Ketarin not decoding data in HTML

Hi - I'm not sure if this is a bug in Ketarin, .NET, a fault of the web dev of the site, or a bit of none/all of the above.

On the download page of the encryption software VeraCrypt, the link to the download has an encoded "+" character in the HTML, showing up as "+". Firefox decodes this automagically and the link works, but Ketarin requests the URL as-is.

The offending line in the page is as follows:

<a href="https://launchpad.net/veracrypt/trunk/1.21/&#43;download/VeraCrypt%20Setup%201.21.exe">

Requesting this via Ketarin gets a 404, the same with cURL. I assume the web server is seeing the "#" and assuming it's part of a document anchor. Or something else weird. Either way I'm not sure where the fault lies but I'm erring towards the site being "less incorrect" :-)

For the moment I've just split the URL variable into two parts but figured I'd report this in case it is a bug in Ketarin.

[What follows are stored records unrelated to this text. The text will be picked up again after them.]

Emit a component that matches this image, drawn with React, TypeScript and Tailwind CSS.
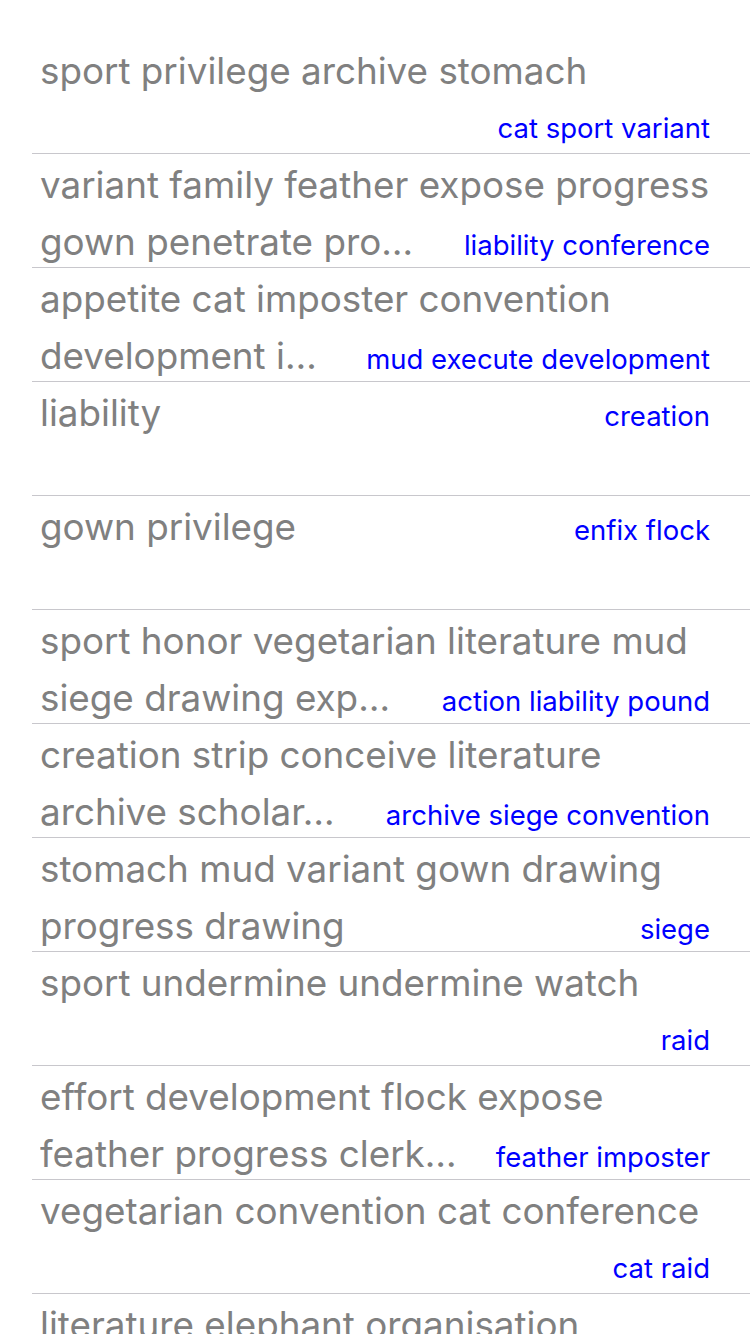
import React from 'react';

type Row = {
  first: string;
  second?: string;
  detail?: string;
  detailLine: 1 | 2;
};

const rows: Row[] = [
  { first: 'sport privilege archive stomach', detail: 'cat sport variant', detailLine: 2 },
  { first: 'variant family feather expose progress', second: 'gown penetrate pro…', detail: 'liability conference', detailLine: 2 },
  { first: 'appetite cat imposter convention', second: 'development i…', detail: 'mud execute development', detailLine: 2 },
  { first: 'liability', detail: 'creation', detailLine: 1 },
  { first: 'gown privilege', detail: 'enfix flock', detailLine: 1 },
  { first: 'sport honor vegetarian literature mud', second: 'siege drawing exp…', detail: 'action liability pound', detailLine: 2 },
  { first: 'creation strip conceive literature', second: 'archive scholar…', detail: 'archive siege convention', detailLine: 2 },
  { first: 'stomach mud variant gown drawing', second: 'progress drawing', detail: 'siege', detailLine: 2 },
  { first: 'sport undermine undermine watch', detail: 'raid', detailLine: 2 },
  { first: 'effort development flock expose', second: 'feather progress clerk…', detail: 'feather imposter', detailLine: 2 },
  { first: 'vegetarian convention cat conference', detail: 'cat raid', detailLine: 2 },
  { first: 'literature elephant organisation', detailLine: 2 },
];

const Detail: React.FC<{ text?: string }> = ({ text }) =>
  text ? <span className="shrink-0 pl-4 text-[27.5px] text-[#0000ff]">{text}</span> : null;

const App: React.FC = () => {
  return (
    <div
      className="h-[1334px] overflow-hidden bg-white pt-[40px]"
      style={{ fontFamily: 'Inter, "Noto Sans", sans-serif' }}
    >
      {rows.map((row, i) => (
        <div key={i} className="ml-[32px] flex h-[114px] flex-col border-b border-[#c8c7cc] pl-2 pr-[40px]">
          <div className="flex h-[57px] items-baseline justify-between pt-[7px] leading-[48px]">
            <span className="whitespace-nowrap text-[36.8px] text-[#808080]">{row.first}</span>
            {row.detailLine === 1 && <Detail text={row.detail} />}
          </div>
          {row.detail && row.detailLine === 2 && (
            <div className="flex h-[56px] items-baseline justify-between pt-[7px] leading-[48px]">
              <span className="min-w-0 truncate text-[36.8px] text-[#808080]">{row.second ?? ''}</span>
              <Detail text={row.detail} />
            </div>
          )}
        </div>
      ))}
    </div>
  );
};

export default App;
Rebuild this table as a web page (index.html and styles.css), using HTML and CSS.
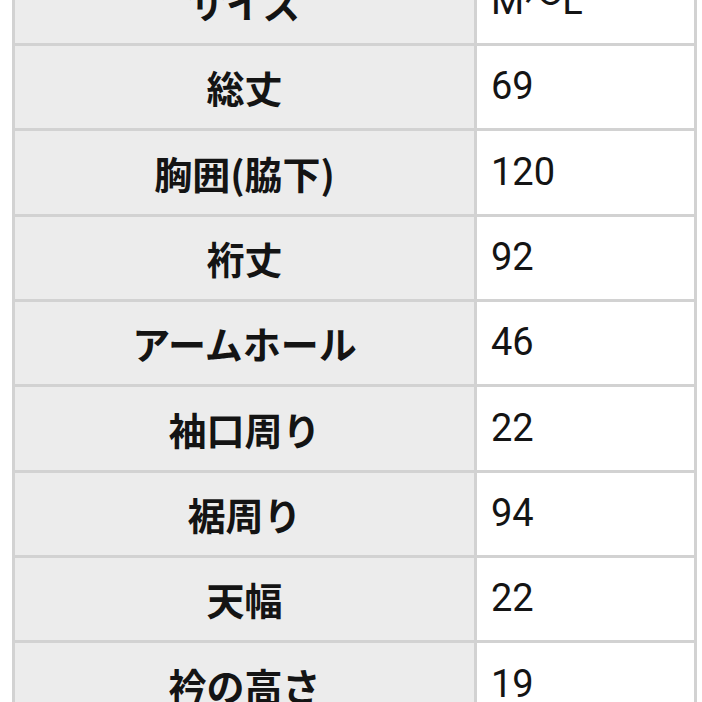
FILE: index.html
```html
<!DOCTYPE html>
<html lang="ja">
<head>
<meta charset="utf-8">
<link rel="stylesheet" href="styles.css">
</head>
<body>
<div class="page">
<table class="spec">
<tbody>
<tr><th>サイズ</th><td>M〜L</td></tr>
<tr><th>総丈</th><td>69</td></tr>
<tr><th>胸囲(脇下)</th><td>120</td></tr>
<tr><th>裄丈</th><td>92</td></tr>
<tr><th>アームホール</th><td>46</td></tr>
<tr><th>袖口周り</th><td>22</td></tr>
<tr><th>裾周り</th><td>94</td></tr>
<tr><th>天幅</th><td>22</td></tr>
<tr><th>衿の高さ</th><td>19</td></tr>
</tbody>
</table>
</div>
</body>
</html>
```
FILE: styles.css
```css
html, body {
  margin: 0;
  padding: 0;
  background: #ffffff;
  overflow: hidden;
}
.page {
  padding-left: 12px;
  margin-top: -42.33px;
}
.spec {
  border-collapse: separate;
  border-spacing: 3px;
  background: #d2d2d2;
  width: 685px;
  table-layout: fixed;
}
.spec th,
.spec td {
  height: 82.33px;
  padding: 0;
  vertical-align: middle;
  color: #141414;
  line-height: 1.2;
}
.spec th {
  width: 459px;
  background: #ececec;
  text-align: center;
  font-family: "Noto Sans CJK JP", "Noto Sans", sans-serif;
  font-weight: 700;
  font-size: 38px;
}
.spec td {
  background: #ffffff;
  text-align: left;
  padding-left: 14px;
  font-family: Roboto, "Noto Sans CJK JP", sans-serif;
  font-weight: 400;
  font-size: 38px;
}
```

it's bad form within the URI specification, but it's an edge case so browsers will usually allow it anyway. this is "HTML-encoded" (uses an ampersand escape) not "URL-encoded" (uses a percentage escape). URI's are supposed to be encoded with URL-encoding.

in situations like these I would recommend you pre-parse the URL by performing a replacement operation on it. 


Alternatively, you could pass it to multireplace to swap out a series of broken encodings like this (or any other string selections you wanted to replace).